◆ Task
Report, word for word, every line of the material that contains "this".

◆ Information supplied
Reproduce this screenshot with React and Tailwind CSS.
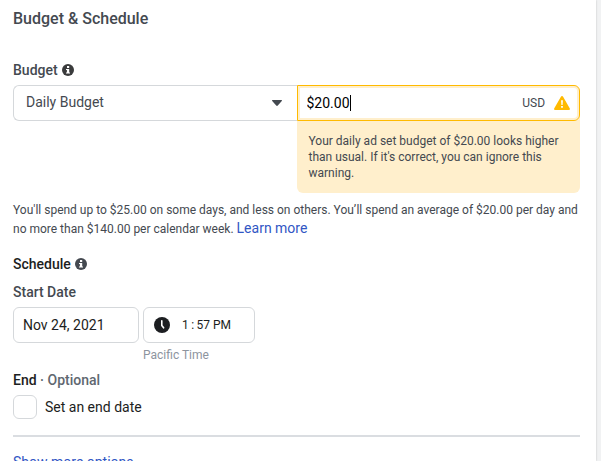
import React, { useState } from 'react';

const InfoIcon = ({ className }) => (
    <svg viewBox="0 0 12 12" className={`size-3 ${className}`} aria-hidden="true">
        <circle cx="6" cy="6" r="6" fill="currentColor" />
        <path d="M5 2h2.2v1.9H5zM4 4.9h3.2v3.5H8v1.2H4V8.4h.9V6.1H4z" fill="#fff" />
    </svg>
);

const ClockIcon = () => (
    <svg viewBox="0 0 16 16" className="size-4 shrink-0 text-[#1c1e21]" aria-hidden="true">
        <circle cx="8" cy="8" r="8" fill="currentColor" />
        <path d="M7.8 3.8v4.6l1.8 2.4" fill="none" stroke="#fff" strokeWidth="1.6" strokeLinecap="round" strokeLinejoin="round" />
    </svg>
);

const WarningIcon = () => (
    <svg viewBox="0 0 16 14" className="h-3.5 w-4 shrink-0" aria-hidden="true">
        <path d="M6.9.7a1.3 1.3 0 0 1 2.2 0l6.6 11.6c.5.8 0 1.7-.9 1.7H1.2c-.9 0-1.4-.9-.9-1.7z" fill="#ffba00" />
        <path d="M7.1 4.2h1.8l-.3 4.7H7.4zM7.1 10h1.8v1.8H7.1z" fill="#fff" />
    </svg>
);

const App = () => {
    const [budgetType, setBudgetType] = useState('daily');
    const [amount, setAmount] = useState('$20.00');
    const [date, setDate] = useState('Nov 24, 2021');
    const [time, setTime] = useState('1\u2009:\u200957 PM');
    const [hasEnd, setHasEnd] = useState(false);

    return (
        <div className="h-screen overflow-hidden bg-[#f1f2f3] pr-[5px] font-[Roboto,sans-serif] text-sm text-[#1c1e21]">
            <main className="h-full overflow-hidden bg-white pt-[9px] pr-4 pl-[13px] shadow-[0_0_2px_rgba(0,0,0,0.2)]">
                <h1 className="text-base leading-5 font-medium text-[#444950]">Budget &amp; Schedule</h1>

                {/* Budget */}
                <div className="mt-[31px] flex items-center gap-1 leading-5 font-medium text-[#444950]">
                    <label htmlFor="budget-type">Budget</label>
                    <InfoIcon className="text-[#3a3b3c]" />
                </div>
                <div className="mt-[5px] flex items-start">
                    <div className="relative flex-1">
                        <select
                            id="budget-type"
                            value={budgetType}
                            onChange={(e) => setBudgetType(e.target.value)}
                            className="h-9 w-full appearance-none rounded-l-md border border-r-0 border-[#d5d8db] bg-white px-3 pb-0.5 text-[#444950] outline-none"
                        >
                            <option value="daily">Daily Budget</option>
                            <option value="lifetime">Lifetime Budget</option>
                        </select>
                        <svg viewBox="0 0 10 6" className="pointer-events-none absolute top-[15px] right-[15px] h-1.5 w-2.5" aria-hidden="true">
                            <path d="M.6 0h8.8c.6 0 .8.6.4 1L5.8 5.5c-.4.5-1.2.5-1.6 0L.2 1C-.2.6 0 0 .6 0z" fill="#444950" />
                        </svg>
                    </div>
                    <div className="flex-1 rounded-r-md rounded-bl-md bg-[#ffefcc]">
                        <div className="flex h-9 items-center rounded-r-md border border-[#ffba00] bg-white pr-[9px] pl-[9px] inset-ring-2 inset-ring-[#ffefcc]">
                            <input
                                type="text"
                                aria-label="Budget amount"
                                value={amount}
                                onChange={(e) => setAmount(e.target.value)}
                                className="field-sizing-content bg-transparent text-black outline-none"
                            />
                            <span className="h-4 w-px bg-black" />
                            <span className="mr-[9px] ml-auto text-xs text-[#444950]">USD</span>
                            <WarningIcon />
                        </div>
                        <p className="px-3 pt-3 pb-3 text-xs leading-4 text-[#444950]">
                            Your daily ad set budget of $20.00 looks higher than usual. If it's correct, you can ignore this warning.
                        </p>
                    </div>
                </div>
                <p className="mt-2 text-xs leading-[19px] text-[#444950]">
                    You'll spend up to $25.00 on some days, and less on others. You’ll spend an average of $20.00 per day and no more than $140.00 per calendar week.{' '}
                    <a href="#learn-more" className="text-sm leading-4 text-[#3156c4]">Learn more</a>
                </p>

                {/* Schedule */}
                <div className="mt-[15px] flex items-center gap-1 leading-5 font-medium">
                    <h2>Schedule</h2>
                    <InfoIcon className="text-[#444950]" />
                </div>
                <label htmlFor="start-date" className="mt-2 block leading-5 font-medium text-[#444950]">Start Date</label>
                <div className="mt-[5px] flex items-start gap-1">
                    <input
                        id="start-date"
                        type="text"
                        value={date}
                        onChange={(e) => setDate(e.target.value)}
                        className="h-9 w-[126px] rounded-md border border-[#d5d8db] px-[9px] outline-none"
                    />
                    <div>
                        <div className="flex h-9 w-28 items-center gap-3 rounded-md border border-[#d5d8db] px-2.5">
                            <ClockIcon />
                            <input
                                type="text"
                                aria-label="Start time"
                                value={time}
                                onChange={(e) => setTime(e.target.value)}
                                className="w-full min-w-0 text-xs text-[#1c1e21] outline-none"
                            />
                        </div>
                        <p className="mt-1 text-xs leading-4 text-[#8d949e]">Pacific Time</p>
                    </div>
                </div>

                <p className="mt-[7px] leading-5 font-medium text-[#1c1e21]">
                    End <span className="text-[#606770]">· Optional</span>
                </p>
                <label className="mt-[5px] flex items-center gap-2 leading-5 text-[#1c1e21]">
                    <input
                        type="checkbox"
                        checked={hasEnd}
                        onChange={(e) => setHasEnd(e.target.checked)}
                        className="size-6 appearance-none rounded-md border border-[#d5d8db] bg-white checked:bg-[#1877f2]"
                    />
                    Set an end date
                </label>

                <hr className="mt-4 border-t-2 border-[#dadde1]" />
                <a href="#more-options" className="mt-[15px] block leading-5 text-[#3156c4]">Show more options</a>
            </main>
        </div>
    );
};

export default App;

◆ Written response
Reproduce this screenshot with React and Tailwind CSS.
                            Your daily ad set budget of $20.00 looks higher than usual. If it's correct, you can ignore this warning.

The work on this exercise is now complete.